───── Source material ─────

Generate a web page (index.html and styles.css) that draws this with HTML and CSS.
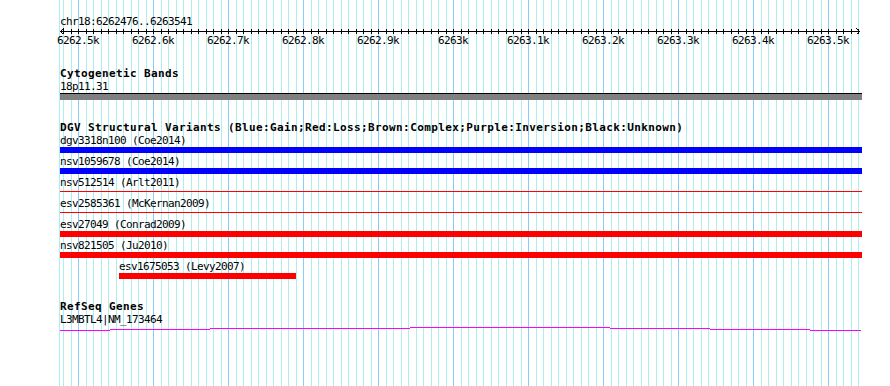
FILE: index.html
```html
<!DOCTYPE html>
<html lang="en">
<head>
    <meta charset="UTF-8">
    <title>chr18:6262476..6263541</title>
    <link rel="stylesheet" href="styles.css">
</head>
<body>
    <div class="browser">
        <svg class="ruler" width="802" height="49" viewBox="0 0 802 49">
            <defs>
                <pattern id="ticks" x="3" y="29" width="15" height="5" patternUnits="userSpaceOnUse">
                    <rect width="1" height="5"/>
                    <rect x="8" width="1" height="5"/>
                </pattern>
            </defs>
            <text class="ruler-text" x="0" y="25">chr18:6262476..6263541</text>
            <rect x="3" y="29" width="797" height="5" fill="url(#ticks)"/>
            <path class="axis" d="M0 31.5H800M3.5 28.5L0.5 31.5L3.5 34.5M796.5 28.5L799.5 31.5L796.5 34.5"/>
            <g class="tick-labels">
                <text x="18" y="44">6262.5k</text>
                <text x="93" y="44">6262.6k</text>
                <text x="168" y="44">6262.7k</text>
                <text x="243" y="44">6262.8k</text>
                <text x="318" y="44">6262.9k</text>
                <text x="393" y="44">6263k</text>
                <text x="468" y="44">6263.1k</text>
                <text x="543" y="44">6263.2k</text>
                <text x="618" y="44">6263.3k</text>
                <text x="693" y="44">6263.4k</text>
                <text x="768" y="44">6263.5k</text>
            </g>
        </svg>

        <section class="track">
            <h2 class="track-title">Cytogenetic Bands</h2>
            <div class="feature">
                <div class="feature-label">18p11.31</div>
                <div class="band"></div>
            </div>
        </section>

        <section class="track">
            <h2 class="track-title">DGV Structural Variants (Blue:Gain;Red:Loss;Brown:Complex;Purple:Inversion;Black:Unknown)</h2>
            <div class="feature">
                <div class="feature-label">dgv3318n100 (Coe2014)</div>
                <div class="bar gain"></div>
            </div>
            <div class="feature">
                <div class="feature-label">nsv1059678 (Coe2014)</div>
                <div class="bar gain"></div>
            </div>
            <div class="feature">
                <div class="feature-label">nsv512514 (Arlt2011)</div>
                <div class="bar loss thin"></div>
            </div>
            <div class="feature">
                <div class="feature-label">esv2585361 (McKernan2009)</div>
                <div class="bar loss thin"></div>
            </div>
            <div class="feature">
                <div class="feature-label">esv27049 (Conrad2009)</div>
                <div class="bar loss"></div>
            </div>
            <div class="feature">
                <div class="feature-label">nsv821505 (Ju2010)</div>
                <div class="bar loss"></div>
            </div>
            <div class="feature" style="margin-left: 59px;">
                <div class="feature-label">esv1675053 (Levy2007)</div>
                <div class="bar loss" style="width: 177px;"></div>
            </div>
        </section>

        <section class="track">
            <h2 class="track-title">RefSeq Genes</h2>
            <div class="feature">
                <div class="feature-label">L3MBTL4|NM_173464</div>
                <svg class="gene" width="802" height="6" viewBox="0 0 802 6">
                    <path d="M0 4.5H50M50 3.5H150M150 2.5H350M350 1.5H550M550 2.5H650M650 3.5H750M750 4.5H801"/>
                </svg>
            </div>
        </section>
    </div>
</body>
</html>
```

FILE: styles.css
```css
body {
    margin: 0;
    background: #fff;
    color: #000;
    font-family: "DejaVu Sans Mono", "Liberation Mono", monospace;
}

/* grid: minor line every 10bp (7.5px), major every 100bp */
.browser {
    margin-left: 59px;
    padding-left: 1px;
    width: 802px;
    height: 386px;
    background-image:
        linear-gradient(to right, #87cefa 0 1px, transparent 1px),
        linear-gradient(to right, #aeeeee 0 1px, transparent 1px 8px, #aeeeee 8px 9px, transparent 9px),
        linear-gradient(to right, #aeeeee 0 1px, transparent 1px);
    background-size: 75px 100%, 15px 100%, 1px 100%;
    background-position: 19px 0, 4px 0, 0 0;
    background-repeat: repeat-x, repeat-x, no-repeat;
}

.ruler {
    display: block;
    overflow: visible;
    margin-bottom: 19px;
    shape-rendering: crispEdges;
}

.ruler text {
    font-family: "DejaVu Sans Mono", "Liberation Mono", monospace;
    font-size: 11px;
    letter-spacing: -0.62px;
    fill: #000;
}

.tick-labels text {
    text-anchor: middle;
}

.axis {
    fill: none;
    stroke: #000;
    stroke-width: 1;
}

.track {
    padding-bottom: 19px;
}

.track-title {
    margin: 0;
    padding-bottom: 1px;
    font-size: 11px;
    line-height: 12px;
    font-weight: bold;
    letter-spacing: 0.38px;
    white-space: nowrap;
}

.feature {
    padding-bottom: 3px;
}

.feature-label {
    font-size: 11px;
    line-height: 12px;
    letter-spacing: -0.62px;
    white-space: nowrap;
}

.band {
    height: 6px;
    border-top: 1px solid #000;
    background: #808080;
}

.bar {
    height: 6px;
}

.bar.gain {
    background: #0000ff;
}

.bar.loss {
    background: #ff0000;
}

.bar.thin {
    height: 1px;
    border-top: 2px solid transparent;
    border-bottom: 3px solid transparent;
    background-clip: content-box;
}

.gene {
    display: block;
    shape-rendering: crispEdges;
}

.gene path {
    fill: none;
    stroke: #ff00ff;
    stroke-width: 1;
}
```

─────

▶ Exercise prompt:
Find and copy each line above that includes the string "index".

▶ Exercise response:
Generate a web page (index.html and styles.css) that draws this with HTML and CSS.
FILE: index.html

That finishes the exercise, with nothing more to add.